I've been watching this thread evolve with some interest and amusement.

As a Software Engineering Manager, I think I can summarize it as follows:

Engineering complains that users are idiots.
Users complain the product is too hard to use, engineers are poor designers and don't know their customers, and that engineers are idiots.
Engineering complains that marketing guys are idiots.
Marketing complains that engineering couldn't design good software to save their lives, let alone ship it on time. Engineers are idiots.


I think you can see the pattern here!

Anyway, the truth is that all are correct. Engineers are horrible at designing software that the average user understands and that works well. Users ARE idiots. Hence, even more need for well designed software. Marketing guys are (usually) idiots as well for the same reasons that engineers are idiots. They don't really understand their customer base and how the average user relates to UI. Thats really not their job anyway, their job is to do surveys and find out what features will sell the product and look good in reviews. Whether those features can actually be used is back to engineering and UE.

I my years of experience in the software industry I have found it to be so common as to be a good first order approximation that all engineers think they are good UI/UE designers, when in fact almost all of them really suck at this. They are very smart at what they do, but they are very locked into their knowledge and viewpoints and its almost impossible for them to step down to the level of the average user and design from that perspective, even when they try hard.
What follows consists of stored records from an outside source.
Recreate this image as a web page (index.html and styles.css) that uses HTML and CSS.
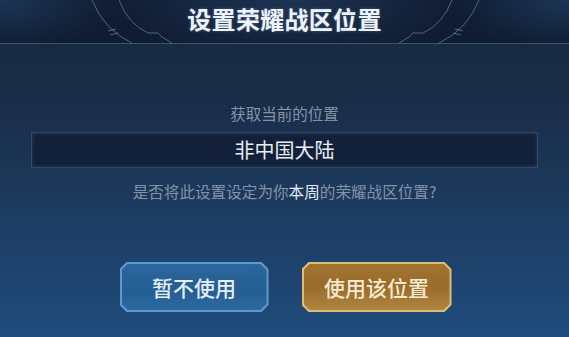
FILE: index.html
```html
<!DOCTYPE html>
<html lang="zh">
<head>
<meta charset="utf-8">
<link rel="stylesheet" href="styles.css">
</head>
<body>
<div class="dialog">
  <div class="header">
    <svg class="deco" width="569" height="43" viewBox="0 0 569 43">
      <g fill="none" stroke="#7f9fc4" stroke-opacity="0.55" stroke-width="1">
        <path d="M92,0 Q104,30 132,43"/>
        <path d="M119,0 Q128,24 148,33 L158,33 L162,37 L172,43"/>
        <path d="M108,31 L116,29 M110,35 L118,33"/>
        <path d="M479,0 Q467,30 439,43"/>
        <path d="M452,0 Q443,24 423,33 L413,33 L409,37 L399,43"/>
        <path d="M463,31 L455,29 M461,35 L453,33"/>
      </g>
    </svg>
    <h1 class="title">设置荣耀战区位置</h1>
  </div>
  <div class="content">
    <p class="label">获取当前的位置</p>
    <div class="field">非中国大陆</div>
    <p class="question">是否将此设置设定为你<span class="em">本周</span>的荣耀战区位置?</p>
    <div class="actions">
      <div class="btn btn-blue"><div class="btn-inner">暂不使用</div></div>
      <div class="btn btn-gold"><div class="btn-inner">使用该位置</div></div>
    </div>
  </div>
</div>
</body>
</html>
```
FILE: styles.css
```css
* { box-sizing: border-box; }
html, body {
  margin: 0;
  padding: 0;
  width: 569px;
  height: 337px;
  overflow: hidden;
  background: #1a2c47;
  font-family: "Noto Sans CJK SC", "Noto Sans", sans-serif;
}
.dialog {
  width: 569px;
  height: 337px;
  display: flex;
  flex-direction: column;
  background: linear-gradient(180deg, #18293f 0%, #1a2d48 30%, #1d3f66 70%, #1f4c7c 100%);
}
.header {
  position: relative;
  height: 44px;
  flex: none;
  border-bottom: 1px solid #3b5474;
  background:
    radial-gradient(ellipse 180px 60px at 286px 0px, rgba(40,70,110,0.55), rgba(40,70,110,0) 100%),
    radial-gradient(ellipse 120px 50px at 0px 0px, rgba(35,70,110,0.6), rgba(35,70,110,0) 100%),
    radial-gradient(ellipse 120px 50px at 569px 0px, rgba(35,70,110,0.6), rgba(35,70,110,0) 100%),
    #101c31;
  display: flex;
  align-items: flex-start;
  justify-content: center;
}
.deco {
  position: absolute;
  left: 0;
  top: 0;
}
.title {
  position: relative;
  margin: 4px 0 0;
  font-size: 24px;
  font-weight: 700;
  color: #eef3fa;
  letter-spacing: 0.3px;
  line-height: 30px;
  text-shadow: 0 0 3px rgba(150,190,240,0.4);
}
.content {
  flex: 1;
  display: flex;
  flex-direction: column;
  align-items: center;
  padding-top: 59px;
}
.label {
  margin: 0;
  font-size: 15.5px;
  line-height: 20px;
  color: #8593a8;
}
.field {
  align-self: stretch;
  margin: 9px 31px 0 31px;
  height: 36px;
  border: 1px solid #34496a;
  background: #122139;
  box-shadow: inset 0 0 4px rgba(60,90,130,0.5);
  color: #e8edf4;
  font-size: 20px;
  line-height: 34px;
  text-align: center;
}
.question {
  margin: 13px 0 0;
  font-size: 15.6px;
  line-height: 20px;
  color: #8593a8;
}
.question .em { color: #e3e9f2; }
.actions {
  margin-top: 61px;
  display: flex;
  gap: 33px;
  padding-left: 2px;
}
.btn {
  width: 149px;
  height: 50px;
  padding: 2px;
  clip-path: polygon(7px 0, calc(100% - 7px) 0, 100% 7px, 100% calc(100% - 7px), calc(100% - 7px) 100%, 7px 100%, 0 calc(100% - 7px), 0 7px);
}
.btn-inner {
  width: 100%;
  height: 100%;
  display: flex;
  align-items: center;
  justify-content: center;
  font-size: 21px;
  font-weight: 500;
  clip-path: polygon(6px 0, calc(100% - 6px) 0, 100% 6px, 100% calc(100% - 6px), calc(100% - 6px) 100%, 6px 100%, 0 calc(100% - 6px), 0 6px);
}
.btn-blue { background: #5c9acb; }
.btn-blue .btn-inner {
  background: linear-gradient(180deg, #2b679c 0%, #245e93 60%, #2a6ba0 100%);
  color: #e4eef8;
}
.btn-gold { background: #dcbc78; width: 150px; }
.btn-gold .btn-inner {
  background: linear-gradient(180deg, #a0732f 0%, #9a6c2b 50%, #b08540 100%);
  color: #f6ead0;
}
```
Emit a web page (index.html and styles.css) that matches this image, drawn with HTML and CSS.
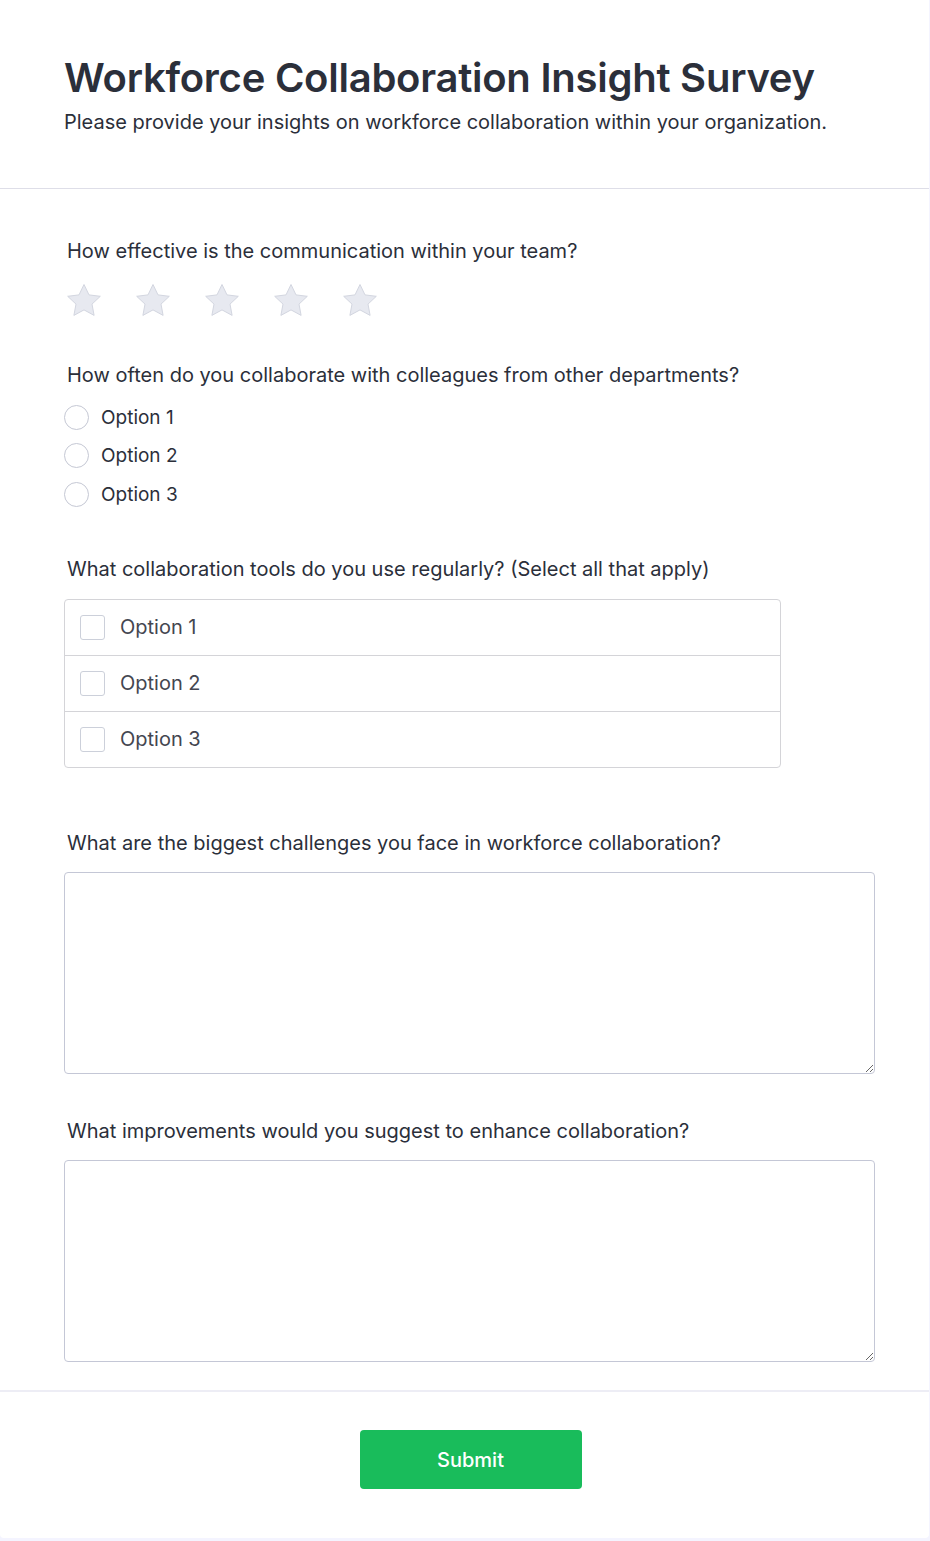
FILE: index.html
```html
<!DOCTYPE html>
<html lang="en">
<head>
<meta charset="utf-8">
<title>Workforce Collaboration Insight Survey</title>
<link rel="stylesheet" href="styles.css">
</head>
<body>
<div class="page">
  <form class="card">
    <header class="head">
      <h1 class="title">Workforce Collaboration Insight Survey</h1>
      <p class="subtitle">Please provide your insights on workforce collaboration within your organization.</p>
    </header>
    <div class="body">
      <section class="q q-rating">
        <h2 class="q-title">How effective is the communication within your team?</h2>
        <div class="stars">
          <svg class="star" viewBox="0 0 40 40"><path d="M20 3.5l5 10.4 11.3 1.4-8.3 7.8 2.1 11.3L20 28.9l-10.1 5.5 2.1-11.3-8.3-7.8 11.3-1.4z"/></svg>
          <svg class="star" viewBox="0 0 40 40"><path d="M20 3.5l5 10.4 11.3 1.4-8.3 7.8 2.1 11.3L20 28.9l-10.1 5.5 2.1-11.3-8.3-7.8 11.3-1.4z"/></svg>
          <svg class="star" viewBox="0 0 40 40"><path d="M20 3.5l5 10.4 11.3 1.4-8.3 7.8 2.1 11.3L20 28.9l-10.1 5.5 2.1-11.3-8.3-7.8 11.3-1.4z"/></svg>
          <svg class="star" viewBox="0 0 40 40"><path d="M20 3.5l5 10.4 11.3 1.4-8.3 7.8 2.1 11.3L20 28.9l-10.1 5.5 2.1-11.3-8.3-7.8 11.3-1.4z"/></svg>
          <svg class="star" viewBox="0 0 40 40"><path d="M20 3.5l5 10.4 11.3 1.4-8.3 7.8 2.1 11.3L20 28.9l-10.1 5.5 2.1-11.3-8.3-7.8 11.3-1.4z"/></svg>
        </div>
      </section>

      <section class="q q-radio">
        <h2 class="q-title">How often do you collaborate with colleagues from other departments?</h2>
        <div class="radios">
          <label class="radio"><span class="circle"></span><span>Option 1</span></label>
          <label class="radio"><span class="circle"></span><span>Option 2</span></label>
          <label class="radio"><span class="circle"></span><span>Option 3</span></label>
        </div>
      </section>

      <section class="q q-check">
        <h2 class="q-title">What collaboration tools do you use regularly? (Select all that apply)</h2>
        <div class="checks">
          <label class="check"><span class="box"></span><span>Option 1</span></label>
          <label class="check"><span class="box"></span><span>Option 2</span></label>
          <label class="check"><span class="box"></span><span>Option 3</span></label>
        </div>
      </section>

      <section class="q q-text">
        <h2 class="q-title">What are the biggest challenges you face in workforce collaboration?</h2>
        <textarea class="area"></textarea>
      </section>

      <section class="q q-text last">
        <h2 class="q-title">What improvements would you suggest to enhance collaboration?</h2>
        <textarea class="area"></textarea>
      </section>
    </div>
    <footer class="foot">
      <button type="button" class="submit">Submit</button>
    </footer>
  </form>
</div>
</body>
</html>
```

FILE: styles.css
```css
* { box-sizing: border-box; }
html, body { margin: 0; padding: 0; }
body {
  background: #f4f4ff;
  font-family: Inter, "Noto Sans", sans-serif;
  color: #2b2f3a;
}
.page {
  width: 930px;
  height: 1541px;
  padding: 0 1px 3px 0;
}
.card {
  background: #fff;
  height: 1538px;
  border-radius: 0 0 4px 4px;
  display: flex;
  flex-direction: column;
}
.head {
  padding: 52px 64px 0 64px;
  height: 189px;
  border-bottom: 1px solid #dedee8;
}
.title {
  margin: 0;
  font-size: 40px;
  font-weight: 600;
  line-height: 52px;
  letter-spacing: -0.25px;
  color: #2b2f3a;
}
.subtitle {
  margin: 4px 0 0 0;
  font-size: 20px;
  line-height: 28px;
  color: #2b2f3a;
}
.body {
  padding: 0 54px 0 64px;
  height: 1203px;
  border-bottom: 2px solid #ededf5;
}
.q-title {
  margin: 0;
  padding-left: 3px;
  font-size: 20px;
  font-weight: 400;
  line-height: 28px;
  color: #2b2f3a;
}
.q-rating { padding-top: 48px; }
.stars {
  display: flex;
  gap: 29px;
  margin-top: 16px;
}
.star { width: 40px; height: 40px; display: block; }
.star path {
  fill: #e7e9f0;
  stroke: #d3d6e0;
  stroke-width: 1;
  stroke-linejoin: round;
}
.q-radio { padding-top: 40px; }
.radios {
  display: flex;
  flex-direction: column;
  margin-top: 9px;
}
.radio {
  display: flex;
  align-items: center;
  gap: 12px;
  height: 38.5px;
  font-size: 19px;
  color: #2b2f3a;
}
.circle {
  width: 25px;
  height: 25px;
  border-radius: 50%;
  border: 1.5px solid #c5c8d4;
}
.q-check { padding-top: 41px; }
.checks {
  width: 717px;
  margin-top: 16px;
  border: 1px solid #d4d4d8;
  border-radius: 4px;
}
.check {
  display: flex;
  align-items: center;
  gap: 15px;
  height: 55px;
  padding-left: 15px;
  font-size: 20px;
  color: #444650;
}
.check + .check {
  height: 56px;
  border-top: 1px solid #d4d4d8;
}
.box {
  width: 25px;
  height: 25px;
  border: 1px solid #ccd0da;
  border-radius: 3px;
}
.q-text { padding-top: 61px; }
.q-text.last { padding-top: 43px; }
.area {
  display: block;
  width: 100%;
  height: 202px;
  margin-top: 15px;
  border: 1px solid #c4c7d6;
  border-radius: 4px;
  resize: vertical;
  font-family: inherit;
  background: #fff;
}
.foot {
  display: flex;
  justify-content: center;
  padding-top: 38px;
  padding-left: 12px;
}
.submit {
  width: 222px;
  height: 59px;
  background: #19bc5b;
  color: #fff;
  border: none;
  border-radius: 4px;
  font-family: inherit;
  font-size: 20px;
  font-weight: 500;
}
```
That is why Apple still exists in the world, that is their competitive advantage. Apple gets (mostly) how to design for ease of use. Even they suck at it to some degree, but are way ahead of anyone else.

The best and most experienced engineers tend to understand their own weakness for UE design and have learned to rely on UE more for input. But even then, its an uneasy experience for them. Its kind of like learning to understand radio waves, in a way. They sort of get it at some level that they aren't good at this, but they don't really know why (they suspect users are just idiots), but they've learned to trust that feeling and let go of the design. Of course this is in direct conflict with the other part of the engineering brain that fancies themselves to be creative artists (and to be fair some are). Which leads to the final statement of fact:

Engineering Management complains that everyone is an idiot.

Ed

On Nov 8, 2004, at 11:54 AM, Lone Locust of the Apocalypse wrote:

On Sat, 6 Nov 2004, David S. Heller wrote:
Designing for the lowest common denominator is what got us into all
sorts of crap to begin with.

This may be true, but it is unrealistic to expect everyone to be as smart as you, or as computer savvy as you.

I'm not expecting that.


It is a common misconception among engineers that the user is the
problem.  I hear this from engineers frequently.

There seems to be a subtext here concerning your opinion of engineers but let's gloss over that for now.

The user isn't the problem.  The problem is a lack of proper human
factors engineering.  The problem is that the engineer didn't design
the product with a realistic evaluation of the user in mind.

The problem is usually that marketing has imposed on engineering a requirement that the product be usable by a complete idiot. And you know how that bit of Murphy's Law goes.

This is what gets you stuff like "Our users are too <insert adjective>
to open attachments, let's have them execute automatically."